→ **Task directions**
Report how many lines hold the string "code". Give the number and nothing else.

→ **Data for the task**
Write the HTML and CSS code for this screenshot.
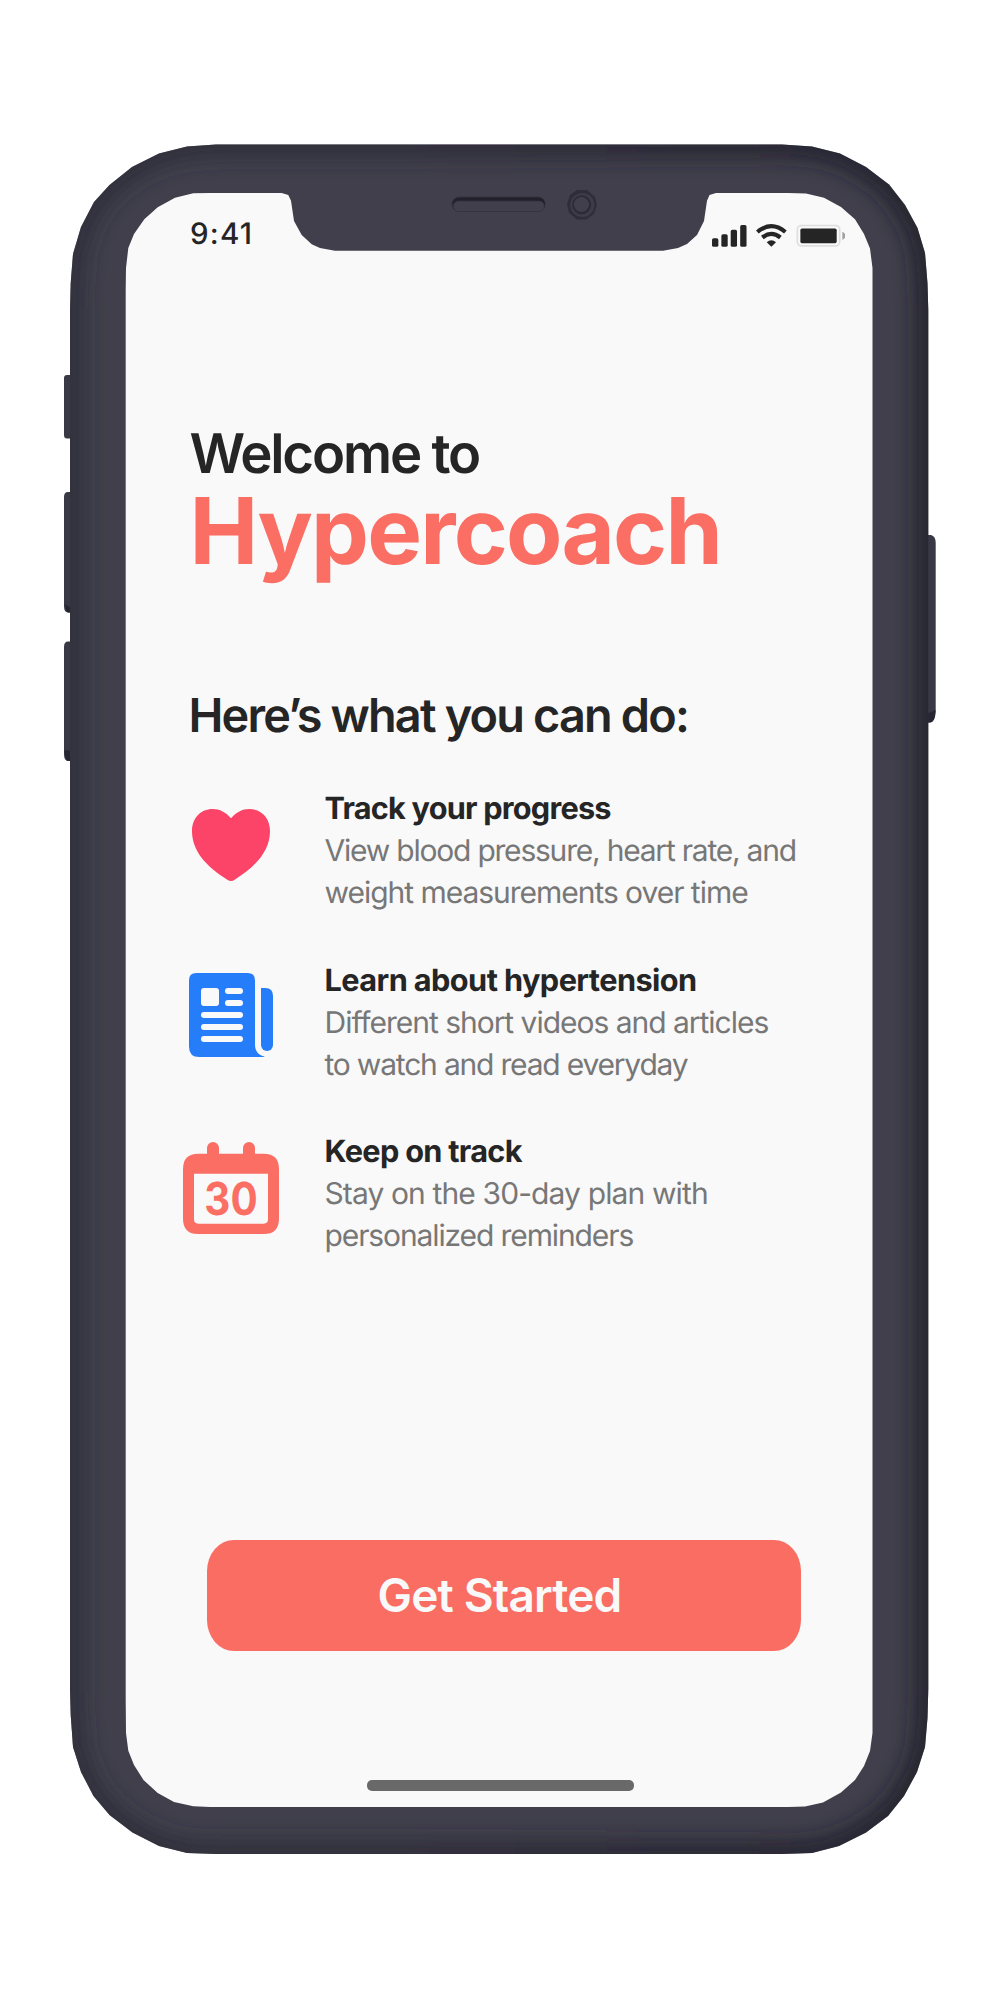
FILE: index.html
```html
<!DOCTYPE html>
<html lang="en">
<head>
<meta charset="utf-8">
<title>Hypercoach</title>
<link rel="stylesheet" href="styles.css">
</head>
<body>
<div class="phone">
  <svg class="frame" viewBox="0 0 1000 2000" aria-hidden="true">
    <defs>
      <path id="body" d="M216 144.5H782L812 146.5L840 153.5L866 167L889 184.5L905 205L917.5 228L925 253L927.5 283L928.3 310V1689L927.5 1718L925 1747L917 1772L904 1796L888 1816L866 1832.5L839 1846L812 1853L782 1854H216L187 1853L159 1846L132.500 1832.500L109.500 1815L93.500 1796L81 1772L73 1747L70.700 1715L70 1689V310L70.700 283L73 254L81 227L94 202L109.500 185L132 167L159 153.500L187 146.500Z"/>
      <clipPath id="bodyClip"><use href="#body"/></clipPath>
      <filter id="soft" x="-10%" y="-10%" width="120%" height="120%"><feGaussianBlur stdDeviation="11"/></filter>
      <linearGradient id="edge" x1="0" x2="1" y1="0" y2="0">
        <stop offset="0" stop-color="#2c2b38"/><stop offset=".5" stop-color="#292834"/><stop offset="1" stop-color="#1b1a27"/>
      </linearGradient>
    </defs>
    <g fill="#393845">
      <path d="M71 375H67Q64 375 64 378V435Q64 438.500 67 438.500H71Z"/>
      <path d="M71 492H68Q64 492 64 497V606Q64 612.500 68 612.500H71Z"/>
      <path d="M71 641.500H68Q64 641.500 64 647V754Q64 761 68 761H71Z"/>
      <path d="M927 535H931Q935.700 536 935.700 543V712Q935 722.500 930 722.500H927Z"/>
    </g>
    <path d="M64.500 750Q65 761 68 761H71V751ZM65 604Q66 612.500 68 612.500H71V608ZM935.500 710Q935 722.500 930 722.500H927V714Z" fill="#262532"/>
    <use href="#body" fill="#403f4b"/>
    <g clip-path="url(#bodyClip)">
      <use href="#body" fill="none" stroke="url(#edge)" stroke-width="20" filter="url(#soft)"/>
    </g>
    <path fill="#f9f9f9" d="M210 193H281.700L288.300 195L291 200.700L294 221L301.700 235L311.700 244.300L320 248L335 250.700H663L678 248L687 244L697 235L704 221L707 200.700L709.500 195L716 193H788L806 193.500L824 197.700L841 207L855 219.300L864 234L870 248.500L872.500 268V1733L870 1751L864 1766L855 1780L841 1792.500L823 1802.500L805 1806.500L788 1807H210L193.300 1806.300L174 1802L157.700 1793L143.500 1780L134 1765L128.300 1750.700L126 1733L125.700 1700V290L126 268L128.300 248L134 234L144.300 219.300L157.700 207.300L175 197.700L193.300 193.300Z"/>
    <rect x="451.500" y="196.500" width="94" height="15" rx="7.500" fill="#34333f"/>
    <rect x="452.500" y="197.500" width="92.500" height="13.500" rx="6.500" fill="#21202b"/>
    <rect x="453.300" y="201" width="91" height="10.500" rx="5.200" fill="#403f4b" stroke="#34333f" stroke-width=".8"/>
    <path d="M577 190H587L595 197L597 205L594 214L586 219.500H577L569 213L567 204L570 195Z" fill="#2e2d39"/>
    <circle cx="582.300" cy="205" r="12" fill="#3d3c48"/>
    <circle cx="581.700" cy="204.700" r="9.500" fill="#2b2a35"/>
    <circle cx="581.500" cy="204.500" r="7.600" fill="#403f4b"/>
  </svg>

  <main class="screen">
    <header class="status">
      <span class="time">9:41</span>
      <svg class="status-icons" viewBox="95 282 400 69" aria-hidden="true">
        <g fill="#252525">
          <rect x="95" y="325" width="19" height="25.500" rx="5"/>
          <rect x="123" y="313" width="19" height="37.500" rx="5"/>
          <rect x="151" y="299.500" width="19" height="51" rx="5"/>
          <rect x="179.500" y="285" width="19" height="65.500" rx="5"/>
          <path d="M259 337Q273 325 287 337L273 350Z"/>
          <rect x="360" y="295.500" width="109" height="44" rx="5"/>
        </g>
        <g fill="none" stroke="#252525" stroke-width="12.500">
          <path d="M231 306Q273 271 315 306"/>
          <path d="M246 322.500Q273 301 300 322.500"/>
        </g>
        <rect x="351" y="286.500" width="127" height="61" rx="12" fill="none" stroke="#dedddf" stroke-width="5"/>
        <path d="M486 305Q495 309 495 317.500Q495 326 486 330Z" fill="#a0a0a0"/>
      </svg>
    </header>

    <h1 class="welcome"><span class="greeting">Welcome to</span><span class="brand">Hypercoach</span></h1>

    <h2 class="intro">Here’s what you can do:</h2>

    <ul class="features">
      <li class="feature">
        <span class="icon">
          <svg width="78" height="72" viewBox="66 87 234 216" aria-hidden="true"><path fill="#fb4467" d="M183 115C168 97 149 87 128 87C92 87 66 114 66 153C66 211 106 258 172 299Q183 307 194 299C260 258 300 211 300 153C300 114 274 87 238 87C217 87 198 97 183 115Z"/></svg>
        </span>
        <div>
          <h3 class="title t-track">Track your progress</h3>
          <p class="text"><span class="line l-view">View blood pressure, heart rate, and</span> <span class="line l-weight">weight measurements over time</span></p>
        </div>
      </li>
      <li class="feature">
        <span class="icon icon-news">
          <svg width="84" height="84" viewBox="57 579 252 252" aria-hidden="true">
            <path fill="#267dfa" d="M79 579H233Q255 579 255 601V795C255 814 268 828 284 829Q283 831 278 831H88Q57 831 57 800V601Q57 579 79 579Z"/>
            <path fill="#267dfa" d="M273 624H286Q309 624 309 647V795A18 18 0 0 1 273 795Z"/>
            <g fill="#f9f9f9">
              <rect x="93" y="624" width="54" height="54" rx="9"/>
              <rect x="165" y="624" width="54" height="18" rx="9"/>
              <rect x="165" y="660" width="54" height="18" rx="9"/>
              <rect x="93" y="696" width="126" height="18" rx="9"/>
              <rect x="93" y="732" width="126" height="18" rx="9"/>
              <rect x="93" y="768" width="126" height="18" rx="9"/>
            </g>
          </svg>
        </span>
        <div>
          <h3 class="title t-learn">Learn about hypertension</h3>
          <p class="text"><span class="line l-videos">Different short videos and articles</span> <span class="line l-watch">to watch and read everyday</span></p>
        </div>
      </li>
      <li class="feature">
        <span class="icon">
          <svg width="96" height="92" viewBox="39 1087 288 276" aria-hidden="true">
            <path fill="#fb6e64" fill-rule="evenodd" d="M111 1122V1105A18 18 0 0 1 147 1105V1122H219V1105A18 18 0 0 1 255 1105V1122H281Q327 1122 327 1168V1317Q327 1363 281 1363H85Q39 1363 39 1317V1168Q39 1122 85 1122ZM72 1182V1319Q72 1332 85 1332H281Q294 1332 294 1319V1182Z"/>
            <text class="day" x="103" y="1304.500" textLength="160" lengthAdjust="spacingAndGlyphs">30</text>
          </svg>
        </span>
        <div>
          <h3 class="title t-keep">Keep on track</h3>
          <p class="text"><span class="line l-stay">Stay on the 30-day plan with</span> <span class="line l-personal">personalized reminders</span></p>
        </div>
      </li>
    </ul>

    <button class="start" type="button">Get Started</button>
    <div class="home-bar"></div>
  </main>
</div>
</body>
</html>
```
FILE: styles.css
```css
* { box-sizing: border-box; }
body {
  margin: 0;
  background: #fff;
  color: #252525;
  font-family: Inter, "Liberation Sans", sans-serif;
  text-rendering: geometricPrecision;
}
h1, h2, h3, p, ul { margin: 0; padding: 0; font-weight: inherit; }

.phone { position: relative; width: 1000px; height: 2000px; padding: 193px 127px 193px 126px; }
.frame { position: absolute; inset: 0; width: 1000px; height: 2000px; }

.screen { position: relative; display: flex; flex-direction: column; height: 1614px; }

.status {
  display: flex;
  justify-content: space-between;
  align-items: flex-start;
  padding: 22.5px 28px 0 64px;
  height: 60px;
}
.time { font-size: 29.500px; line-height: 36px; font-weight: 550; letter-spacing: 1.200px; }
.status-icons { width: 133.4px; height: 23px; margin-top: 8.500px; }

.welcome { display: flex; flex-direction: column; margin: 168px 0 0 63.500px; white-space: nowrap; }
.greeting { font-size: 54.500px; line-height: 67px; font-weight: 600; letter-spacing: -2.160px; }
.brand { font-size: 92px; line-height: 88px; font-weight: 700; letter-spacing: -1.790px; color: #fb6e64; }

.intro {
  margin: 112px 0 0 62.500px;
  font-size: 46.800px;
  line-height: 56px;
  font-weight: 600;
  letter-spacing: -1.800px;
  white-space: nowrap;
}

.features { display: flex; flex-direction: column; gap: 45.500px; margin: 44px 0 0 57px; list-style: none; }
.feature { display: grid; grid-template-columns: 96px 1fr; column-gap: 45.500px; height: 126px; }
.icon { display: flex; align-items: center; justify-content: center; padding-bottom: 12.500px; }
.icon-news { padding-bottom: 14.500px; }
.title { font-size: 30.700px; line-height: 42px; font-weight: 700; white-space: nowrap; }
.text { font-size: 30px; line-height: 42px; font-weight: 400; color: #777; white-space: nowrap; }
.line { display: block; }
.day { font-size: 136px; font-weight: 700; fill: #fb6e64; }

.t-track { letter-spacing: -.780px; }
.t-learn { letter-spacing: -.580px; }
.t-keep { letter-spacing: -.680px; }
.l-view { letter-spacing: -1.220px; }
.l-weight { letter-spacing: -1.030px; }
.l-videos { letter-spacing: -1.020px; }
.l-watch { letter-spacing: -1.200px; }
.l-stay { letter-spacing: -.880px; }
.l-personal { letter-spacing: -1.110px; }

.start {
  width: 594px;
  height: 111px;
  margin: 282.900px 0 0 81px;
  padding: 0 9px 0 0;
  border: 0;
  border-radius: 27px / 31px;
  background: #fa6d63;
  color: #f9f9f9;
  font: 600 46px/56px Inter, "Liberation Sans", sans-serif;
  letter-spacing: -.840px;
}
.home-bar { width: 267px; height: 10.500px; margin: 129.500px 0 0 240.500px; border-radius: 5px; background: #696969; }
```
==
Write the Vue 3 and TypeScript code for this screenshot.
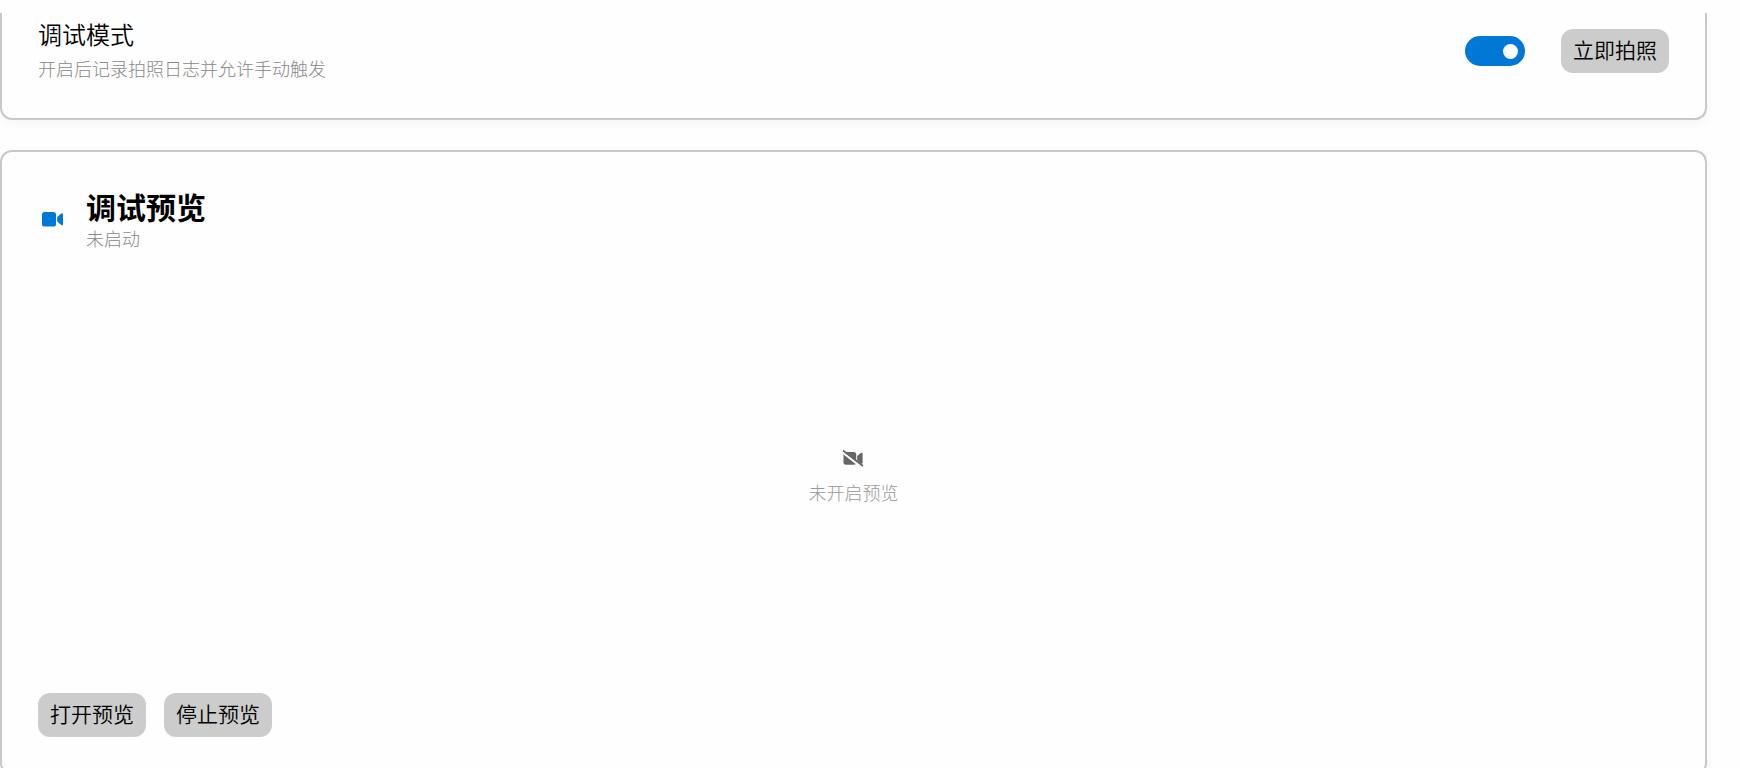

→ **Expected output**
2